Still, Daly said she does not believe the Fed will need to raise
rates so high they will trigger a deep recession -- for now.
Unemployment, at 3.7%, is low, and the labor market is still strong,
she said.
But if households and businesses start expecting inflation to
continue to get worse, or if supply chains don't heal as expected
and goods shortages continue to push upward on prices, Daly told
reporters, "then I am prepared to do more."
Mester said she did not see distress in U.S. financial markets that
would alter the central bank's campaign to lower very high levels of
inflation through interest rate hikes.
While "no one knows for sure" if there is a big problem lurking in
the financial sector right now, "so far, we haven't seen the kind of
market dysfunction, even through what's happening in the global
markets right now, we haven't seen that in the U.S. markets," Mester
said.
Earlier Thursday, St.
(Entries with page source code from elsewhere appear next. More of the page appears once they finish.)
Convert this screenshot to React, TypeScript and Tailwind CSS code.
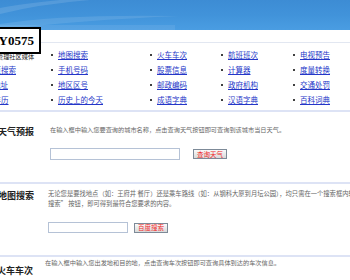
const linkCols = [
    { w: 'w-[99px]', items: ['地图搜索', '手机号码', '地区区号', '历史上的今天'] },
    { w: 'w-[71px]', items: ['火车车次', '股票信息', '邮政编码', '成语字典'] },
    { w: 'w-[72px]', items: ['航班班次', '计算器', '政府机构', '汉语字典'] },
    { w: 'flex-1', items: ['电视预告', '度量转换', '交通处罚', '百科词典'] },
]

function Divider() {
    return <div className="h-[2px] bg-[#dde3f5]" />
}

function QueryButton({ label }: { label: string }) {
    return (
        <button type="button"
            className="h-[10px] w-[34px] shrink-0 border border-[#7d8a98] bg-gradient-to-b from-[#fafafa] to-[#d9d9d9] text-[6.5px] leading-none text-[#f02828] flex items-center justify-center">
            {label}
        </button>
    )
}

function App() {
    return (
        <div className="relative w-[350px] h-[280px] overflow-hidden bg-white" style={{ fontFamily: '"Noto Sans CJK SC", "Noto Sans", sans-serif' }}>
            {/* header band */}
            <div className="relative h-[30px] bg-gradient-to-b from-[#3d8cd4] via-[#4193da] to-[#4a9de2] overflow-hidden">
                <svg className="absolute inset-0" width="350" height="30">
                    <path d="M0 14 Q40 4 90 0 L60 0 Q20 4 0 8 Z" fill="#ffffff" opacity="0.12" />
                    <path d="M0 24 Q60 14 180 16 Q80 20 0 30 Z" fill="#ffffff" opacity="0.1" />
                    <rect x="0" y="25" width="175" height="5" fill="#ffffff" opacity="0.08" />
                </svg>
            </div>
            <div className="h-[13px] border-b border-[#e2e7f1]" />

            {/* logo box */}
            <div className="absolute top-[27px] left-[-10px] w-[51px] h-[27px] border-2 border-black bg-white flex items-center justify-end pr-[5px]">
                <span className="text-[13px] font-bold leading-none text-black" style={{ fontFamily: '"Liberation Serif", serif' }}>Y0575</span>
            </div>

            {/* quick links */}
            <div className="flex pt-[4px] pb-[3px] text-[7.5px] leading-[15px]">
                <div className="w-[51px] shrink-0 flex flex-col">
                    <div className="h-[15px] flex items-end -ml-[3px] text-[6.2px] leading-[10px] text-[#222] whitespace-nowrap">管理社区媒体</div>
                    <a className="-ml-[14px] text-[#2436c8] underline whitespace-nowrap">网页搜索</a>
                    <a className="-ml-[14px] text-[#2436c8] underline whitespace-nowrap">IP地址</a>
                    <a className="-ml-[14px] text-[#2436c8] underline whitespace-nowrap">万年历</a>
                </div>
                {linkCols.map((col, i) => (
                    <div key={i} className={`${col.w} shrink-0 flex flex-col`}>
                        {col.items.map((item) => (
                            <div key={item} className="flex items-center whitespace-nowrap">
                                <span className="w-[2px] h-[2px] rounded-full bg-black" />
                                <a className="ml-[5px] text-[#2436c8] underline">{item}</a>
                            </div>
                        ))}
                    </div>
                ))}
            </div>

            <Divider />
            {/* 天气预报 */}
            <div className="flex h-[70px]">
                <div className="w-[50px] shrink-0 pt-[14px]">
                    <div className="-ml-[2px] text-[9px] leading-[12px] font-bold text-[#222] whitespace-nowrap">天气预报</div>
                </div>
                <div className="pt-[13px]">
                    <div className="text-[6.2px] leading-[10px] text-[#666] whitespace-nowrap">在输入框中输入您要查询的城市名称，点击查询天气按钮即可查询到该城市当日天气。</div>
                    <div className="mt-[13px] flex items-center gap-[13px]">
                        <input className="h-[12px] w-[130px] border border-[#b5c2d6] bg-white outline-none" type="text" />
                        <QueryButton label="查询天气" />
                    </div>
                </div>
            </div>

            <Divider />
            {/* 地图搜索 */}
            <div className="flex h-[71px]">
                <div className="w-[48px] shrink-0 pt-[6px]">
                    <div className="-ml-[2px] text-[9px] leading-[12px] font-bold text-[#222] whitespace-nowrap">地图搜索</div>
                </div>
                <div className="pt-[5px] text-[6.3px] leading-[10px] text-[#666] whitespace-nowrap">
                    <div>无论您是要找地点（如：王府井 餐厅）还是乘车路线（如：从钢科大厦到月坛公园），均只需在一个搜索框内输入，并点击“百度</div>
                    <div>搜索” 按钮，即可得到最符合您要求的内容。</div>
                    <div className="mt-[13px] flex items-center gap-[6px]">
                        <input className="h-[11px] w-[80px] border border-[#b5c2d6] bg-white outline-none" type="text" />
                        <QueryButton label="百度搜索" />
                    </div>
                </div>
            </div>

            <Divider />
            {/* 火车车次 */}
            <div className="flex">
                <div className="w-[45px] shrink-0 pt-[8px]">
                    <div className="-ml-[3px] text-[9px] leading-[12px] font-bold text-[#222] whitespace-nowrap">火车车次</div>
                </div>
                <div className="pt-[1px] text-[6.2px] leading-[10px] text-[#666] whitespace-nowrap">在输入框中输入您出发地和目的地，点击查询车次按钮即可查询具体到达的车次信息。</div>
            </div>
        </div>
    )
}

export default App
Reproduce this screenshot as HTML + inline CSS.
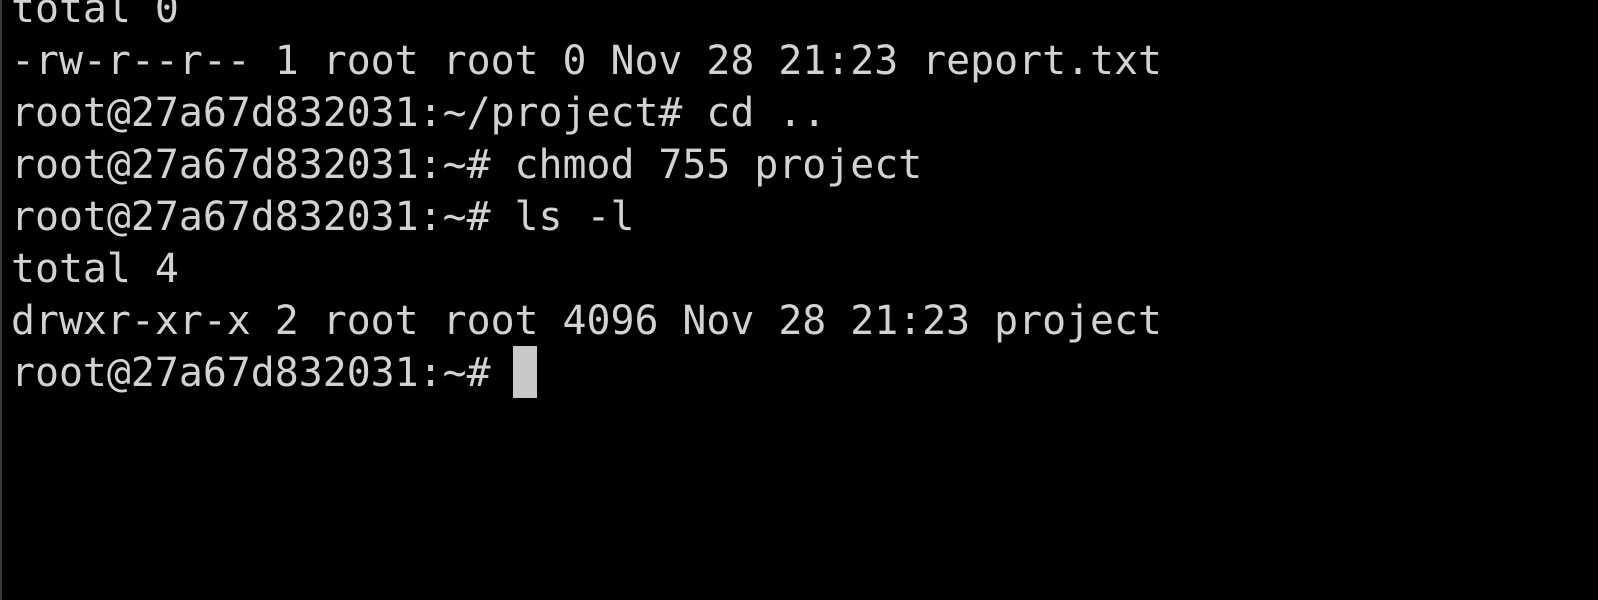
<!DOCTYPE html>
<html><head><meta charset="utf-8"><style>
html,body{margin:0;padding:0;background:#000;width:1598px;height:600px;overflow:hidden}
.b{position:absolute;left:0;top:0;width:2px;height:600px;background:#3a3a3a}
pre{position:absolute;left:11px;top:-17.5px;margin:0;font-family:"DejaVu Sans Mono","Liberation Mono",monospace;font-size:39.85px;line-height:52px;color:#d2d2d2;white-space:pre}
.c{position:absolute;left:513px;top:346px;width:24px;height:52px;background:#c8c8c8}
</style></head><body>
<div class="b"></div>
<pre>total 0
-rw-r--r-- 1 root root 0 Nov 28 21:23 report.txt
root@27a67d832031:~/project# cd ..
root@27a67d832031:~# chmod 755 project
root@27a67d832031:~# ls -l
total 4
drwxr-xr-x 2 root root 4096 Nov 28 21:23 project
root@27a67d832031:~# </pre>
<div class="c"></div>
</body></html>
Louis Federal Reserve President James Bullard
said he doesn't see U.K. market turmoil "really impinging on the
U.S. inflation or real growth developments."
Tax cuts proposed by the government of new British Prime Minister
Liz Truss touched off a drop in the value of the pound to an
all-time low of $1.0327 on Monday. The drop reflects widespread
fears the government's plan will further stoke inflation and put
Britain's fiscal and monetary policy at odds with each other.